Marco on Easter Island...CE0YFL
It is true that one's hobbies will help make friends in every country. Our ham hobby introduced us to Brian and Kari on Pitcairn Island, and now we were to meet the legendary CE0DFL from Easter Island. He was an active ham in many DX contests Steve had participated in during the height of the sun cycle in the seventies. Two explanations...firstly, "DX" is the name for ham radio contacts with a foreign country. Some "DX" countries are rare and hams launch expeditions to a distant island such as Bouvet in order to satisfy the hams who need this "DX" country for their contest awards. That's another story. Secondly, the sun cycle lasts eleven years. At its peak, the sun cycle provides conditions for excellent radio propagation around the world. "DX" contacts are possible from North to South such as Seattle to Antarctica or from East to West such as Seattle to India and Seattle to Morocco. With this ham vocabulary, it will be easier to understand the albacore tuna trolling expedition about to unfold here.
After a DX contact, we record it in our log book...the contact's call sign, CE0DFL, the time of the call in Zulu time which was previously known as Greenwich Mean Time, the signal strength , a 5-9 for example is best, and the ham's name, call sign, and location. Then, when you have time, you mail him a QSL card which is proof of the contact. He will also mail you a card, or if he is famous, his manager will mail out the QSL cards. In our case, Marco handed us an eyeball QSO card because we met him in person. More about that later.....
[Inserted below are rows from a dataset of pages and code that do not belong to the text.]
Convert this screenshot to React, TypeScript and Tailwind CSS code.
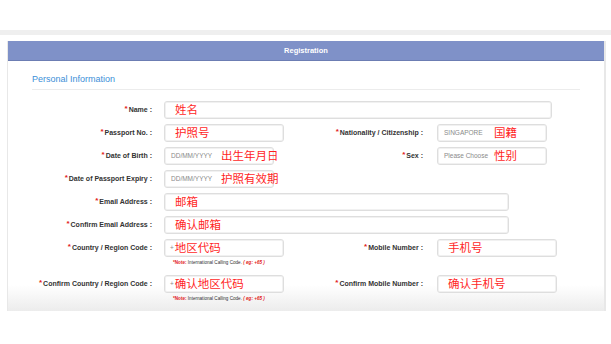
import React from 'react';

const sans = "font-['Liberation_Sans','Helvetica','Arial',sans-serif]";
const cjk = "font-['Noto_Sans_CJK_SC','Liberation_Sans',sans-serif]";

function Label({ text, width }: { text: string; width: string }) {
  return (
    <div className={`${width} shrink-0 text-right text-[7px] font-bold leading-none text-[#333] whitespace-nowrap`}>
      <span className="relative -top-[1px] mr-[1px] text-[8px] text-[#e21b1b]">*</span>
      {text} :
    </div>
  );
}

function Field({
  width,
  pad = 'pl-[10px]',
  placeholder,
  phWidth = 'w-auto mr-[1px]',
  hint,
}: {
  width: string;
  pad?: string;
  placeholder?: string;
  phWidth?: string;
  hint?: string;
}) {
  return (
    <div
      className={`${width} ${pad} h-[18px] shrink-0 flex items-center rounded-[3px] border border-[#dedede] bg-white shadow-[inset_0_0_0_1px_#f1f1f1] whitespace-nowrap`}
    >
      {placeholder && <span className={`${phWidth} shrink-0 text-[6.5px] text-[#8a8a8a]`}>{placeholder}</span>}
      {hint && <span className={`${cjk} text-[11.5px] leading-none text-[#ff1f1f]`}>{hint}</span>}
    </div>
  );
}

function Note() {
  return (
    <div className="ml-[165px] mt-[3px] h-[6px] text-[4.6px] leading-[6px] text-[#333] whitespace-nowrap">
      <span className="font-bold text-[#e21b1b]">*Note:</span> International Calling Code.{' '}
      <span className="font-bold italic text-[#e21b1b]">( eg: +65 )</span>
    </div>
  );
}

export default function App() {
  return (
    <div className={`${sans} w-[611px] h-[344px] bg-white overflow-hidden`}>
      <div className="h-[30px]" />
      <div className="h-[5px] bg-[#efefef]" />
      <div className="h-[6px]" />

      <div className="ml-[7px] w-[599px] border-l border-r-2 border-[#e8e8e8]">
        <div className="h-[20px] flex items-center justify-center bg-[#7f91c8] border-b border-[#6c7db3] text-[7.5px] font-bold text-white">
          Registration
        </div>

        <div className="pt-[13px] pb-[9px] bg-[linear-gradient(to_bottom,#fff_calc(100%-26px),#ececec)]">
          <div className="ml-[24px] text-[9px] leading-[11px] text-[#3d8fd8]">Personal Information</div>
          <div className="ml-[24px] mt-[4px] w-[548px] h-px bg-[#ececec]" />

          <div className="mt-[11px] flex flex-col">
            <div className="flex items-center mb-[5px]">
              <Label text="Name" width="w-[144px]" />
              <div className="ml-[12px]">
                <Field width="w-[388px]" hint="姓名" />
              </div>
            </div>

            <div className="flex items-center mb-[5px]">
              <div className="w-[276px] flex items-center">
                <Label text="Passport No." width="w-[144px]" />
                <div className="ml-[12px]">
                  <Field width="w-[120px]" hint="护照号" />
                </div>
              </div>
              <Label text="Nationality / Citizenship" width="w-[139px]" />
              <div className="ml-[14px]">
                <Field width="w-[110px]" pad="pl-[6px]" placeholder="SINGAPORE" phWidth="w-[50px]" hint="国籍" />
              </div>
            </div>

            <div className="flex items-center mb-[5px]">
              <div className="w-[276px] flex items-center">
                <Label text="Date of Birth" width="w-[144px]" />
                <div className="ml-[12px]">
                  <Field width="w-[110px]" pad="pl-[6px]" placeholder="DD/MM/YYYY" phWidth="w-[50px]" hint="出生年月日" />
                </div>
              </div>
              <Label text="Sex" width="w-[139px]" />
              <div className="ml-[14px]">
                <Field width="w-[110px]" pad="pl-[6px]" placeholder="Please Choose" phWidth="w-[50px]" hint="性别" />
              </div>
            </div>

            <div className="flex items-center mb-[5px]">
              <Label text="Date of Passport Expiry" width="w-[144px]" />
              <div className="ml-[12px]">
                <Field width="w-[110px]" pad="pl-[6px]" placeholder="DD/MM/YYYY" phWidth="w-[50px]" hint="护照有效期" />
              </div>
            </div>

            <div className="flex items-center mb-[5px]">
              <Label text="Email Address" width="w-[144px]" />
              <div className="ml-[12px]">
                <Field width="w-[345px]" hint="邮箱" />
              </div>
            </div>

            <div className="flex items-center mb-[5px]">
              <Label text="Confirm Email Address" width="w-[144px]" />
              <div className="ml-[12px]">
                <Field width="w-[345px]" hint="确认邮箱" />
              </div>
            </div>

            <div className="flex items-center">
              <div className="w-[276px] flex items-center">
                <Label text="Country / Region Code" width="w-[144px]" />
                <div className="ml-[12px]">
                  <Field width="w-[120px]" pad="pl-[5px]" placeholder="+" hint="地区代码" />
                </div>
              </div>
              <Label text="Mobile Number" width="w-[139px]" />
              <div className="ml-[14px]">
                <Field width="w-[120px]" hint="手机号" />
              </div>
            </div>
            <Note />

            <div className="flex items-center mt-[9px]">
              <div className="w-[276px] flex items-center">
                <Label text="Confirm Country / Region Code" width="w-[144px]" />
                <div className="ml-[12px]">
                  <Field width="w-[120px]" pad="pl-[5px]" placeholder="+" hint="确认地区代码" />
                </div>
              </div>
              <Label text="Confirm Mobile Number" width="w-[139px]" />
              <div className="ml-[14px]">
                <Field width="w-[120px]" hint="确认手机号" />
              </div>
            </div>
            <Note />
          </div>
        </div>
      </div>
    </div>
  );
}
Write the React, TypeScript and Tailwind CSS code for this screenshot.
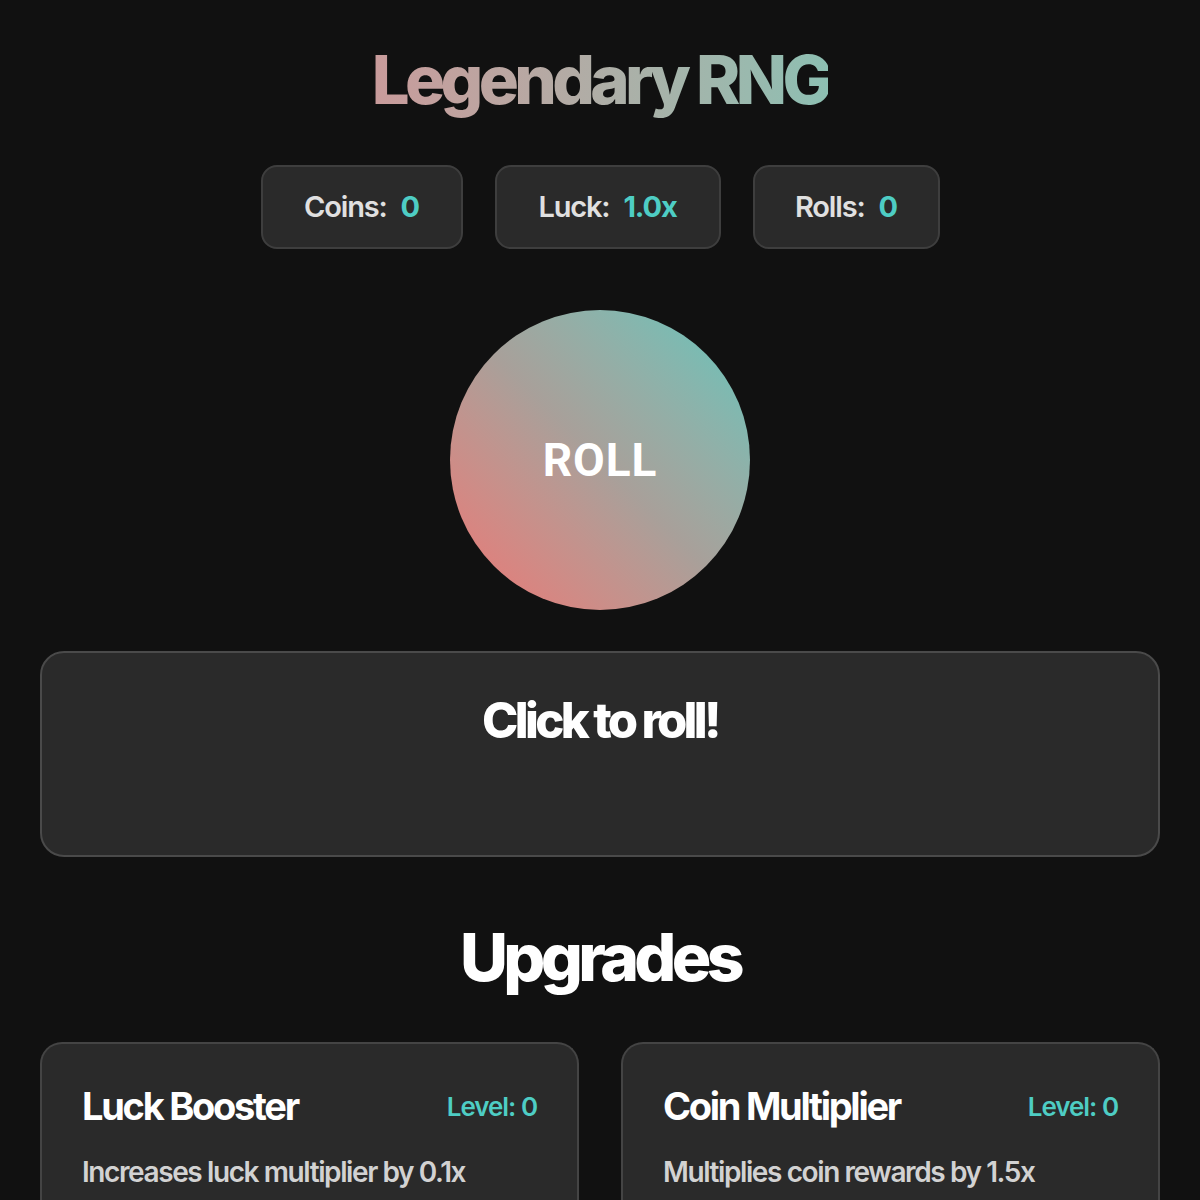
import React from "react"

const font = { fontFamily: "Inter, 'Noto Sans', sans-serif" }

function Stat({ label, value, w }: { label: string; value: string; w: string }) {
  return (
    <div
      className={`${w} h-[84px] flex items-center justify-center gap-[14px] rounded-[16px] border-2 border-[#3e3e3e] bg-[#2a2a2a] text-[29px] font-semibold tracking-[-0.04em]`}
    >
      <span className="text-[#e0e0e0]">{label}</span>
      <span className="text-[#4ecdc4] font-bold">{value}</span>
    </div>
  )
}

function Upgrade({ title, desc }: { title: string; desc: string }) {
  return (
    <div className="rounded-t-[22px] border-2 border-b-0 border-[#444] bg-[#2a2a2a] px-[40px] pt-[38px] pb-[20px]">
      <div className="flex items-center justify-between">
        <h3 className="text-[38px] leading-[48px] font-bold tracking-[-0.06em] text-white">{title}</h3>
        <span className="text-[26px] font-semibold tracking-[-0.04em] text-[#4ecdc4]">Level: 0</span>
      </div>
      <p className="mt-[25px] text-[28px] leading-[34px] font-semibold tracking-[-0.05em] text-[#d2d2d2]">{desc}</p>
    </div>
  )
}

export default function App() {
  return (
    <div className="min-h-[1200px] h-[1200px] overflow-hidden bg-[#111111]" style={font}>
      <div className="mx-auto w-[1120px] flex flex-col items-center pt-[40px]">
        <h1 className="text-[67px] leading-[80px] font-extrabold tracking-[-0.07em] bg-gradient-to-r from-[#c99b9b] to-[#8dbfb2] bg-clip-text text-transparent">
          Legendary RNG
        </h1>
        <div className="mt-[45px] flex gap-[32px]">
          <Stat label="Coins:" value="0" w="w-[202px]" />
          <Stat label="Luck:" value="1.0x" w="w-[226px]" />
          <Stat label="Rolls:" value="0" w="w-[187px]" />
        </div>
        <button
          className="mt-[61px] h-[300px] w-[300px] rounded-full bg-gradient-to-tr from-[#ec7474] via-[#a8a09a] to-[#5ec5bc] flex items-center justify-center"
          style={{ fontFamily: "Roboto, sans-serif" }}
        >
          <span className="text-[46px] font-bold tracking-[0.02em] text-white">ROLL</span>
        </button>
        <div className="mt-[41px] w-full h-[206px] rounded-[24px] border-2 border-[#4a4a4a] bg-[#2a2a2a] pt-[38px] text-center">
          <h2 className="text-[49px] leading-[60px] font-extrabold tracking-[-0.075em] text-white">Click to roll!</h2>
        </div>
        <h2 className="mt-[60px] text-[66px] leading-[80px] font-extrabold tracking-[-0.07em] text-white">Upgrades</h2>
        <div className="mt-[45px] w-full grid grid-cols-2 gap-[42px]">
          <Upgrade title="Luck Booster" desc="Increases luck multiplier by 0.1x" />
          <Upgrade title="Coin Multiplier" desc="Multiplies coin rewards by 1.5x" />
        </div>
      </div>
    </div>
  )
}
Labels: QSL card to me "N7LHJ" from Marco Meza
Tuna Trolling Hams
Our ham radio station onboard
the Papa George featured a Drake TR-7 which transmitted on all ham bands with both side-band (voice) or CW (Morse code). Sometimes we bumped up the power of our transmissions from 100 watts to 500 with a Metron
solid state amplifier. Our signal was pushed through an R-7 Cushcraft
vertical antenna which I built from a kit. I liked to send CW with a straight key which was old fashioned but allowed me to send with one hand and hold on with the other.
On the way to Panama, we listened to some of the 20 meter marine nets for information. Many voyagers tune into these nets to contact friends, get WX
info (weather), and to lend a measure of safety to their travels across the ocean. When Brian Young, VP6BX, was heard, I tail ended his last QSO
(conversation with another ham) with the phrase “Brian, we’re headed your way on our tuna troller
!” It was an impetuous moment which broke ham protocol and courtesy….but he answered me. “N7LHJ
this is VP6BX”, and I made the acquaintance of one of Pitcairn Island’s famous hams.
We set up a schedule for a twice weekly QSO
on 20 meters sideband. Brian was great company on the long run to Easter Island and we learned many fascinating things about Pitcairn Island and its culture and people. Brian’s wife, Kari, is also a ham…VP6KY.
In addition to our ham radio station, Steve and I planned for redundancies in our marine radios and electronics. We were out of the US for six months with little hope of repair for anything unless we had the parts and could fix it ourselves. The Papa George
was like Noah's ark...two sidebands, two auto-pilots, two radars, etc.